Etwa eine Stunde später — nachdem ich zu Hause angekommen war — wachte er schließlich aus dem Rausch auf. Er fragte, warum wir ihn nicht geweckt hätten. Da er immer noch betrunken war, sagten wir nicht viel. In der Vergangenheit hätte ich es dabei bewenden lassen. Ich hätte zuviel Angst gehabt, etwas zu sagen. Aber nun wußte ich, daß ich ihn nicht vor den Folgen seiner Trunksucht abschirmen sollte. Er mußte wissen, was geschehen war. Am nächsten Morgen konfrontierte ich ihn damit und beschrieb ihm bis ins Detail, was geschehen war. „Siehst du, was unserem kleinen Enkel hätte passieren können?“ fragte ich ihn. Er war ziemlich betroffen. „Ich hätte das Kind umbringen können“, bekannte er.
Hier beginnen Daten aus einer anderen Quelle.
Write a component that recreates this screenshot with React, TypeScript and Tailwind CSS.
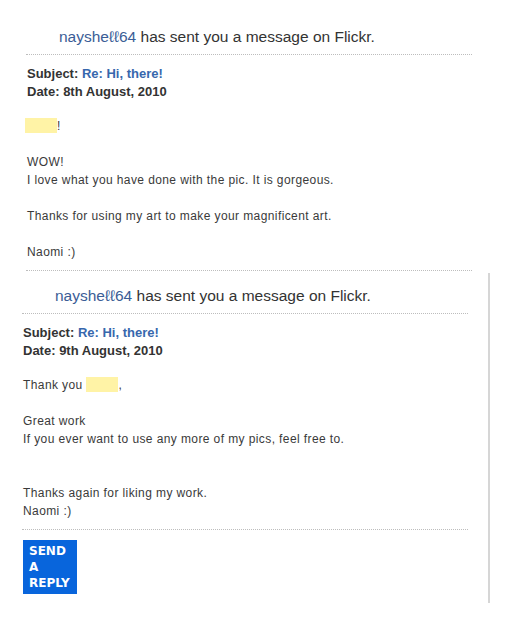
import type { ReactNode } from "react";

type Msg = {
  date: string;
  body: ReactNode;
};

function Hidden({ className = "" }: { className?: string }) {
  return <span className={`inline-block h-[15px] w-[32px] bg-[#fff3a6] align-[-3px] ${className}`} />;
}

function Message({ date, body }: Msg) {
  return (
    <div className="w-[446px]">
      <div className="border-b border-dotted border-[#bdbdbd] pb-[8px] pl-[33px] text-[15.5px] leading-[18px] text-[#333]">
        <span className="text-[#3b5d96]">naysheℓℓ64</span> has sent you a message on Flickr.
      </div>
      <div className="mt-[10px] pl-px text-[13px] font-bold leading-[18px] text-[#333]">
        <div>
          Subject: <span className="text-[#3767ad]">Re: Hi, there!</span>
        </div>
        <div>Date: {date}</div>
      </div>
      <div className="mt-[16px] border-b border-dotted border-[#bdbdbd] pb-[9px] pl-px text-[12px] leading-[18px] tracking-[0.4px] text-[#3a3a3a]">
        {body}
      </div>
    </div>
  );
}

export default function App() {
  return (
    <div className="min-h-[642px] w-[510px] bg-white font-['Liberation_Sans',Arial,sans-serif]">
      <div className="pl-[26px] pt-[28px]">
        <Message
          date="8th August, 2010"
          body={
            <>
              <div>
                <Hidden className="-ml-[2px]" />!
              </div>
              <div>&nbsp;</div>
              <div>WOW!</div>
              <div>I love what you have done with the pic. It is gorgeous.</div>
              <div>&nbsp;</div>
              <div>Thanks for using my art to make your magnificent art.</div>
              <div>&nbsp;</div>
              <div>Naomi :)</div>
            </>
          }
        />
      </div>

      <div className="mt-[2px] w-[490px] border-r-2 border-[#d6d6d6] pb-[9px] pl-[22px] pt-[14px]">
        <Message
          date="9th August, 2010"
          body={
            <>
              <div>
                Thank you <Hidden />,
              </div>
              <div>&nbsp;</div>
              <div>Great work</div>
              <div>If you ever want to use any more of my pics, feel free to.</div>
              <div>&nbsp;</div>
              <div>&nbsp;</div>
              <div>Thanks again for liking my work.</div>
              <div>Naomi :)</div>
            </>
          }
        />
        <button
          type="button"
          className="mt-[10px] ml-px block w-[54px] bg-[#0865dc] px-[6px] py-[3px] text-left font-['DejaVu_Sans',Verdana,sans-serif] text-[12px] font-bold leading-[16px] text-white"
        >
          SEND A REPLY
        </button>
      </div>
    </div>
  );
}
Einige Monate später trank er einmal die ganze Nacht. Als er jedoch am nächsten Tag erwachte, bat er mich, ihn ins Krankenhaus zu bringen. Er konnte es nicht mehr ertragen. Ich ließ ihn den Arzt anrufen und alle Vereinbarungen treffen. Als wir im Krankenhaus ankamen, füllte er die Formulare selbst aus und blieb zwei Monate in Behandlung.
Seither sind mehrere Jahre vergangen, und unser Zusammenleben wird immer besser. Für keinen von uns beiden ist es leicht. Ständig müssen wir über unsere Denkweise und unsere Beweggründe wachen.
Da ist noch etwas, was mir viel geholfen hat — mein Verhältnis zu Jehova. Es half mir, die Verbitterung und den Groll zu überwinden, da ich wußte, daß solche Gefühle Jehova nicht wohlgefällig sind, ganz gleich, was mein Mann getan hatte (Kolosser 3:13, 14). Wie tröstlich es war, Jehova als einen liebevollen und barmherzigen Vater kennenzulernen, der uns unsere Fehler nicht vorhält! Das erleichterte meine Schuldgefühle (Psalm 103:9-12; 130:3, 4).
Da ich Tag und Nacht betete, gab er mir seinen Geist und auch Kraft. Ich konnte meine Hoffnung lebendig erhalten, indem ich regelmäßig mit anderen über meinen christlichen Glauben sprach. Zutiefst dankbar bin ich auch für die christlichen Zusammenkünfte, die ich besuche, und für die liebevolle Gemeinschaft mit christlichen Brüdern und Schwestern. Ich glaube nicht, daß ich es ohne sie hätte schaffen können.
Natürlich bin ich froh, daß ich gelernt habe, mit einem Alkoholiker zu leben. Dadurch, daß ich mir nur noch um den jeweiligen Tag Sorgen mache, kann ich meine Ängste unter Kontrolle halten. Von besonderem Nutzen war mir der Rat, meinen Mann nicht davor zu bewahren, die Folgen seiner Trunksucht zu verspüren. Ich weiß nicht, was geschehen wäre, wenn ich nicht diese Einsicht gewonnen hätte. (Eingesandt.)
[Herausgestellter Text auf Seite 23]
Ich mußte ihm helfen, zu erkennen, welche Probleme das Trinken in seinem Leben hervorrief.
[Bild auf Seite 22]
Ich lernte vor allem, daß ich im Gegensatz zu dem, was ich bisher getan hatte, meinen Mann nicht vor den Folgen seiner Trunksucht abschirmen sollte.